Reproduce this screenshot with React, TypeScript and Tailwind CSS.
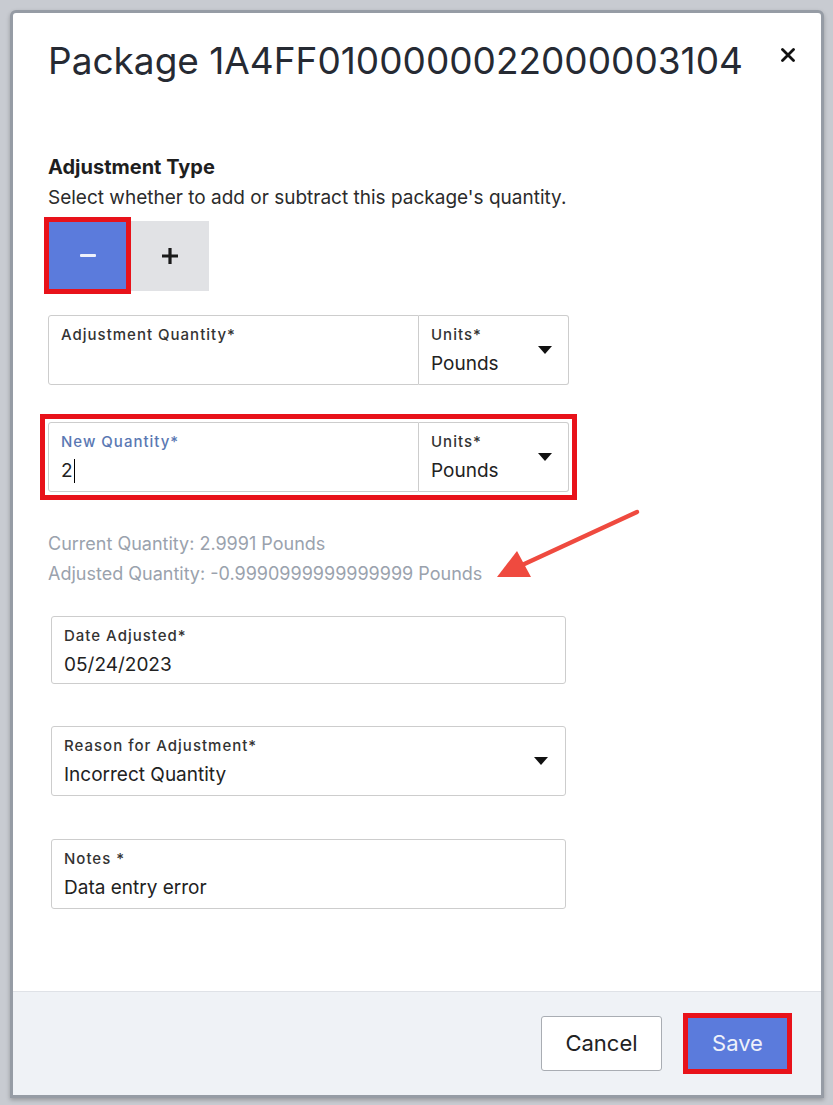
import React from "react";

const font = { fontFamily: "Inter, 'Noto Sans', sans-serif" };

function Caret() {
  return (
    <svg width="14" height="8" viewBox="0 0 14 8" className="shrink-0">
      <path d="M0 0 H14 L7 8 Z" fill="#111" />
    </svg>
  );
}

function Field({
  label,
  value,
  labelClass = "text-[#333]",
  className = "",
  select = false,
  cursor = false,
}: {
  label: string;
  value?: string;
  labelClass?: string;
  className?: string;
  select?: boolean;
  cursor?: boolean;
}) {
  return (
    <div className={`h-[70px] border border-[#cdcdcd] bg-white flex items-center pl-[12px] pr-[16px] ${className}`}>
      <div className="flex-1 flex flex-col self-stretch pt-[9px]">
        <span className={`text-[15px] leading-[20px] font-medium tracking-[1px] ${labelClass}`}>{label}</span>
        <span className="text-[19px] leading-[28px] mt-[5px] text-[#222] flex items-center">
          {value}
          {cursor && <span className="inline-block w-[1.5px] h-[24px] bg-black ml-[1px]" />}
        </span>
      </div>
      {select && <Caret />}
    </div>
  );
}

export default function App() {
  return (
    <div className="min-h-[1105px] bg-[#c8cbd1] pt-[10px] px-[10px] pb-[8px]" style={font}>
      <div className="w-[814px] border-[3px] border-[#969ca5] rounded-t-[6px] bg-white shadow-[0_2px_4px_rgba(0,0,0,0.25)] overflow-hidden">
        <div className="relative pl-[35px] pr-[26px]">
          <div className="flex items-start justify-between pt-[25px]">
            <h1 className="text-[37px] leading-[46px] text-[#262a33]">
              Package 1A4FF0100000022000003104
            </h1>
            <svg width="14" height="14" viewBox="0 0 14 14" className="mt-[10px]">
              <path d="M1.5 1.5 L12.5 12.5 M12.5 1.5 L1.5 12.5" stroke="#111" strokeWidth="2.8" strokeLinecap="round" />
            </svg>
          </div>

          <div className="mt-[71px]">
            <div className="text-[20px] leading-[24px] font-bold text-[#1e1e1e]">Adjustment Type</div>
            <div className="text-[19px] leading-[24px] text-[#2b2b2b] mt-[7px]">
              Select whether to add or subtract this package's quantity.
            </div>
          </div>

          <div className="flex items-center mt-[7px] ml-[-4px]">
            <div className="w-[87px] h-[77px] border-[5px] border-[#e8121a] bg-[#5b7bdc] flex items-center justify-center">
              <span className="w-[16px] h-[3.5px] bg-[#eef1fb] rounded-[1px]" />
            </div>
            <div className="w-[78px] h-[70px] bg-[#e1e2e5] flex items-center justify-center">
              <svg width="18" height="18" viewBox="0 0 18 18">
                <path d="M9 1 V17 M1 9 H17" stroke="#1a1a1a" strokeWidth="3.2" />
              </svg>
            </div>
          </div>

          <div className="flex mt-[21px]">
            <Field label="Adjustment Quantity*" className="w-[371px] rounded-l-[3px]" />
            <Field label="Units*" value="Pounds" select className="w-[150px] rounded-r-[3px] border-l-0" />
          </div>

          <div className="mt-[29px] ml-[-8px] w-[537px] border-[5px] border-[#e8121a] p-[3px]">
            <div className="flex">
              <Field label="New Quantity*" value="2" cursor labelClass="text-[#5a78b3]" className="w-[371px] rounded-l-[3px]" />
              <Field label="Units*" value="Pounds" select className="w-[150px] rounded-r-[3px] border-l-0" />
            </div>
          </div>

          <div className="mt-[29px] text-[18px] leading-[30px] text-[#9aa2ad]">
            <div>Current Quantity: 2.9991 Pounds</div>
            <div>Adjusted Quantity: -0.9990999999999999 Pounds</div>
          </div>

          <svg className="absolute left-[477px] top-[485px]" width="160" height="90" viewBox="0 0 160 90">
            <path d="M147 14 L30 68" stroke="#ef4a3f" strokeWidth="4.5" strokeLinecap="round" />
            <path d="M7 79 L27 53 L41 79 Z" fill="#ef4a3f" />
          </svg>

          <div className="ml-[3px] mt-[27px] w-[515px] flex flex-col">
            <Field label="Date Adjusted*" value="05/24/2023" className="rounded-[3px] !h-[68px]" />
            <Field label="Reason for Adjustment*" value="Incorrect Quantity" select className="rounded-[3px] mt-[42px] pr-[17px]" />
            <Field label="Notes *" value="Data entry error" className="rounded-[3px] mt-[43px]" />
          </div>
          <div className="h-[82px]" />
        </div>

        <div className="h-[104px] bg-[#eff2f6] border-t border-[#dfe2e7] flex items-center justify-end pr-[29px]">
          <button className="w-[121px] h-[55px] bg-white border border-[#a9adb3] rounded-[3px] text-[22px] text-[#222]">
            Cancel
          </button>
          <div className="ml-[21px] w-[109px] h-[61px] border-[5px] border-[#e8121a] bg-[#5b7bdc] flex items-center justify-center text-[22px] text-[#eef1fa]">
            Save
          </div>
        </div>
      </div>
    </div>
  );
}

### [YOUR INSTRUCTIONS]
Choose all lines containing the string "this" and copy them out.

### [WRITTEN RESPONSE]
Reproduce this screenshot with React, TypeScript and Tailwind CSS.
              Select whether to add or subtract this package's quantity.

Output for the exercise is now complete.